Thank you to the feeling rushed part.  That was most definitely the intent.  As far as nothing too original…  It was the first pantoum I had ever written.  I wanted something that wouldn’t be too terribly difficult to work with for the first attempt.  Perhaps that shows a bit too much.

Another poem, this one quite long (the poem, not the crit):

Poem could be broadened into quite a story.

Thank you!  What is amusing about this is it is actually the prologue to a novel that has been started but stalled.  I plan to dig it out and dust it off after Kiernan and Devon are finished with me.

Now an essay:

More sources than dictionary would strengthen and enliven the essay.

That’s something to think about.  I wasn’t sure, for a personal opinion piece, if that would actually apply or not so I opted for the safe route and should probably have looked for additional sources anyway. 

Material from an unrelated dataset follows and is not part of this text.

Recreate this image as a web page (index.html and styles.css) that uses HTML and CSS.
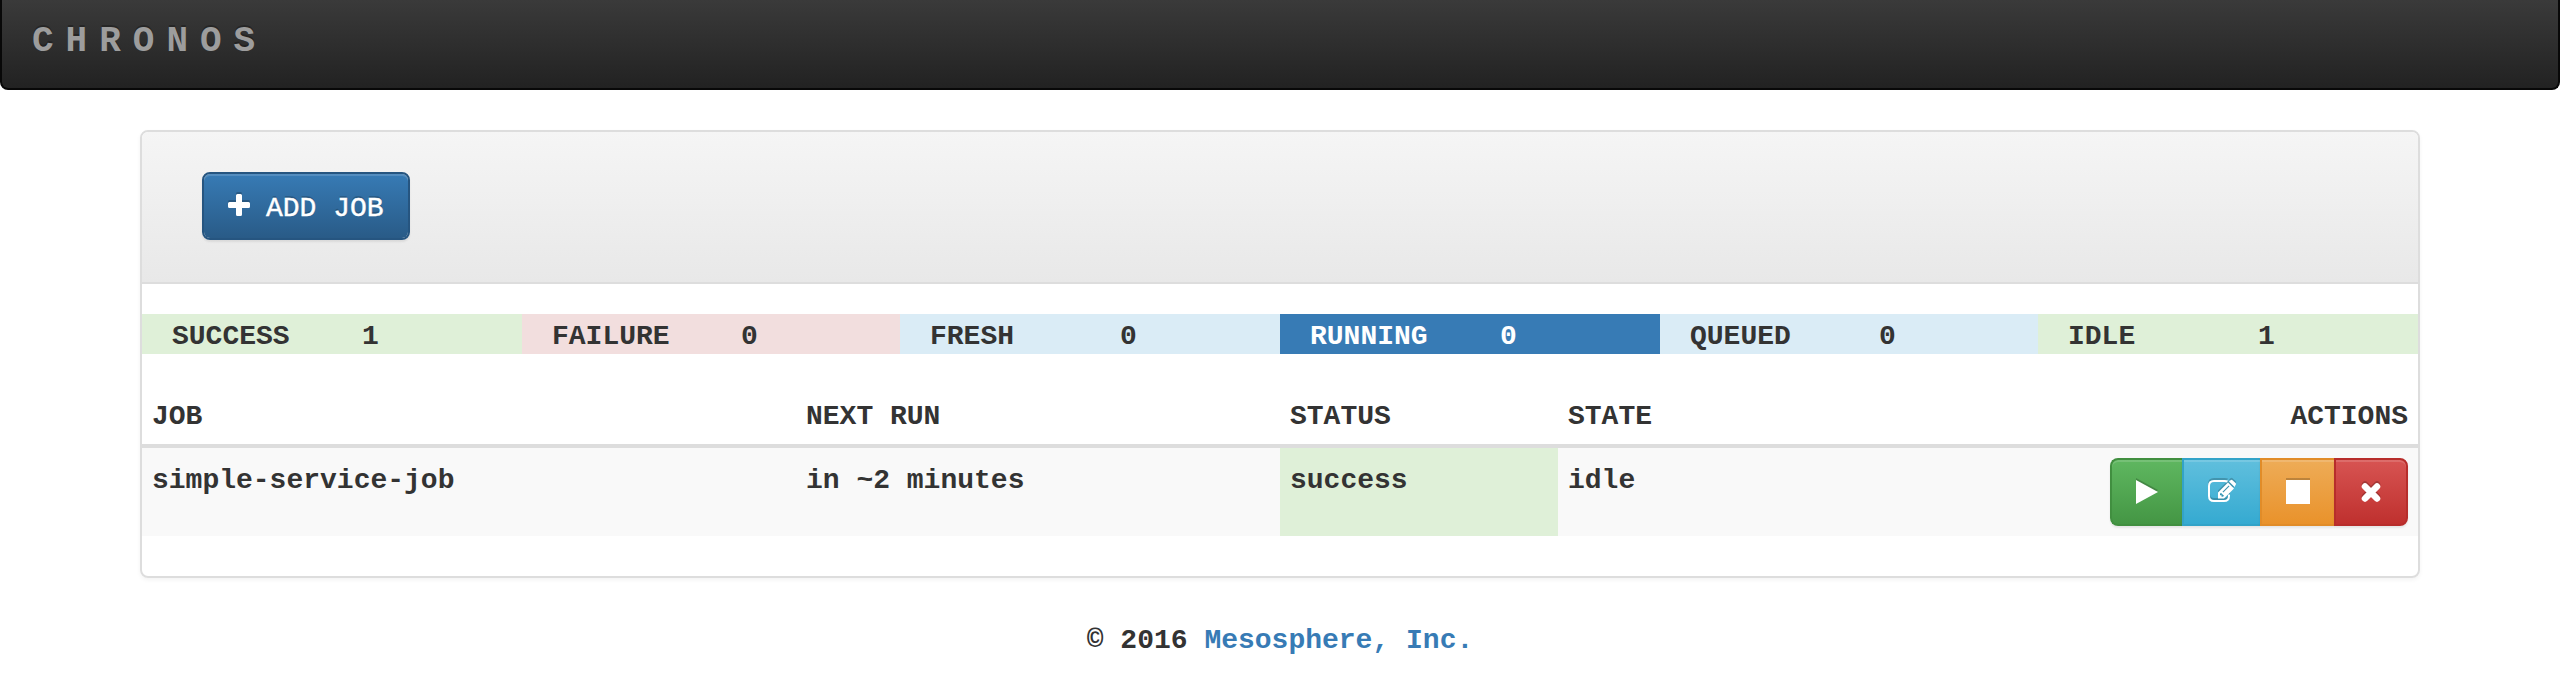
FILE: index.html
```html
<!DOCTYPE html>
<html lang="en">
<head>
<meta charset="utf-8">
<title>Chronos</title>
<link rel="stylesheet" href="styles.css">
</head>
<body>
<nav class="navbar"><a class="brand">CHRONOS</a></nav>
<main class="panel">
  <header class="panel-heading">
    <button class="btn btn-primary"><svg class="icon-plus" viewBox="0 0 22 22"><path d="M9.5 0h3q1.5 0 1.5 1.5V8h6.500q1.5 0 1.500 1.500v3q0 1.500-1.500 1.500H14v6.500q0 1.500-1.500 1.500h-3Q8 22 8 20.500V14H1.500Q0 14 0 12.500v-3Q0 8 1.500 8H8V1.500Q8 0 9.500 0z"/></svg><span class="label">ADD JOB</span></button>
  </header>
  <section class="stats">
    <div class="stat success"><span>SUCCESS</span><span>1</span></div>
    <div class="stat failure"><span>FAILURE</span><span>0</span></div>
    <div class="stat info"><span>FRESH</span><span>0</span></div>
    <div class="stat running"><span>RUNNING</span><span>0</span></div>
    <div class="stat info"><span>QUEUED</span><span>0</span></div>
    <div class="stat success"><span>IDLE</span><span>1</span></div>
  </section>
  <table class="jobs">
    <colgroup><col class="c-job"><col class="c-next"><col class="c-status"><col class="c-state"><col></colgroup>
    <thead><tr><th>JOB</th><th>NEXT RUN</th><th>STATUS</th><th>STATE</th><th class="right">ACTIONS</th></tr></thead>
    <tbody><tr>
      <td>simple-service-job</td><td>in ~2 minutes</td><td class="success">success</td><td>idle</td>
      <td class="right"><div class="btn-group">
        <button class="btn btn-run"><svg class="icon-play" viewBox="0 0 22 24"><path d="M0 0L22 12L0 24z"/></svg></button>
        <button class="btn btn-edit"><svg class="icon-edit" viewBox="0 0 28 24"><path class="line" d="M19.500 1.500Q18.500 1 16.500 1H6Q1 1 1 6V16Q1 21 6 21H16Q21 21 21 16V14.500"/><path fill-rule="evenodd" d="M10 18.500V12.500L20 2.500L26 8.500L16 18.500zM12 13.800v1.400h1.500v1.500H15l1-1-3-3zM14.500 11.700l.8.8 6.200-6.200-.8-.8z"/><path d="M21 1.500L22.500 .2Q23.500 -.6 24.500 .2L27.500 3Q28.500 4 27.500 5L26.700 7z"/></svg></button>
        <button class="btn btn-stop"><svg class="icon-stop" viewBox="0 0 24 24"><path d="M0 0H24V24H0z"/></svg></button>
        <button class="btn btn-delete"><svg class="icon-x" viewBox="0 0 20 20"><path class="cross" d="M4 4.500L16 16.500M16 4.500L4 16.500"/></svg></button>
      </div></td>
    </tr></tbody>
  </table>
</main>
<footer class="footer">© 2016 <a class="link">Mesosphere, Inc.</a></footer>
</body>
</html>
```
FILE: styles.css
```css
* { box-sizing: border-box; }
body {
  margin: 0;
  background: #fff;
  color: #333;
  font: bold 28px/40px Courier, "Liberation Mono", monospace;
}
.navbar {
  height: 90px;
  padding: 22px 30px;
  border: 2px solid #080808;
  border-top: 0;
  border-radius: 0 0 8px 8px;
  background: linear-gradient(#3a3a3a, #222);
}
.brand {
  display: block;
  font-size: 36px;
  letter-spacing: 12px;
  color: #9d9d9d;
  text-shadow: 0 -2px 0 rgba(0, 0, 0, .25);
}
.panel {
  width: 2280px;
  height: 448px;
  margin: 40px auto 0;
  border: 2px solid #ddd;
  border-radius: 8px;
  box-shadow: 0 2px 4px rgba(0, 0, 0, .05);
}
.panel-heading {
  height: 152px;
  padding: 40px 60px;
  border-bottom: 2px solid #ddd;
  border-radius: 6px 6px 0 0;
  background: linear-gradient(#f5f5f5, #e8e8e8);
}
.btn {
  display: flex;
  align-items: center;
  justify-content: center;
  height: 68px;
  padding: 0;
  border: 2px solid;
  border-radius: 8px;
  color: #fff;
  font: 28px/40px Courier, "Liberation Mono", monospace;
  text-shadow: 0 -2px 0 rgba(0, 0, 0, .2);
  box-shadow: inset 0 2px 0 rgba(255, 255, 255, .15), 0 2px 2px rgba(0, 0, 0, .075);
}
.btn svg {
  display: block;
  overflow: visible;
  fill: #fff;
  filter: drop-shadow(0 -2px 0 rgba(0, 0, 0, .2));
}
.btn-primary {
  justify-content: flex-start;
  gap: 16px;
  width: 208px;
  padding-left: 24px;
  border-color: #265580;
  background: linear-gradient(#377bb5, #295b87) padding-box;
}
.icon-plus { width: 22px; height: 22px; margin-bottom: 2px; }
.label { padding-top: 6px; -webkit-text-stroke: .4px #fff; }
.stats { display: grid; grid-template-columns: 380fr 378fr 380fr 380fr 378fr 380fr; margin-top: 30px; }
.stat { display: grid; grid-template-columns: 1fr 1fr; height: 40px; line-height: 46px; }
.stat span { padding-left: 30px; }
.success { background: #dff0d8; }
.failure { background: #f2dede; }
.info { background: #daecf6; }
.running { background: #377bb5; color: #fff; }
.jobs { width: 100%; margin-top: 30px; border-collapse: separate; border-spacing: 0; table-layout: fixed; }
.c-job { width: 654px; }
.c-next { width: 484px; }
.c-status { width: 278px; }
.c-state { width: 278px; }
.jobs th { height: 64px; padding: 13px 10px 7px; border-bottom: 4px solid #ddd; text-align: left; vertical-align: top; }
.jobs td { height: 88px; padding: 13px 10px 7px; background: #f9f9f9; vertical-align: top; }
.jobs td.success { background: #dff0d8; }
.jobs .right { text-align: right; }
.jobs td.right { padding: 10px; }
.btn-group { display: flex; justify-content: flex-end; }
.btn-group .btn { border-radius: 0; }
.btn-group .btn-run { width: 72px; border-right: 0; border-radius: 8px 0 0 8px; border-color: #418f40; background: linear-gradient(#5fb760, #449644); }
.btn-group .btn-edit { width: 78px; border-right: 0; border-color: #32a3c8; background: linear-gradient(#60bfdd, #35aad1); }
.btn-group .btn-stop { width: 74px; border-right: 0; border-color: #e18c28; background: linear-gradient(#eeac57, #e9922b); }
.btn-group .btn-delete { width: 74px; border-radius: 0 8px 8px 0; border-color: #b72d2b; background: linear-gradient(#d75452, #bf302e); }
.icon-play { width: 22px; height: 24px; }
.icon-edit { width: 28px; height: 24px; }
.icon-stop { width: 24px; height: 24px; }
.icon-x { width: 20px; height: 20px; }
.line { fill: none; stroke: #fff; stroke-width: 2; }
.cross { stroke: #fff; stroke-width: 6.500; stroke-linecap: round; }
.footer { margin-top: 43px; text-align: center; }
.link { color: #377bb5; }
```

In the text of the essay itself, I apparently have several cliches.  I admit, it had been a long time since I’d really looked at this before entering it.  I decided to send it in at the last minute so I didn’t look it over as carefully as I should have before sending it.

Aha.  Short-short story:

Not a topic everyone would write about but probably everyone has at least thought about.

Unfortunately, there isn’t really anything I can use here.  The only other comment about this was:

Brave writing.  You have talent.

Thank you.

I only scored 61 points out of 100 on this, so I know there’s something remiss here.  At least there are different areas (by the organization, not the judge) defined on the scoring sheet to which numerical values were assigned.  I guess the best way to start working on this would be to take the lowest scoring area(s) and strengthen that and go from there.

Also, there is the possiblity that it might have been too short even for the short-short?  I might not have fully completed the story.  (This occurred to me just now as I was sitting here re-reading it.)

Another poem:

I like the last line – very effective, poignant.

To me, that means I achieved the goal I wanted with this poem.  It’s very short, only five lines.  The judge did say, however, that emotion

…could have been developed more fully 0 to give added punch to conclusion.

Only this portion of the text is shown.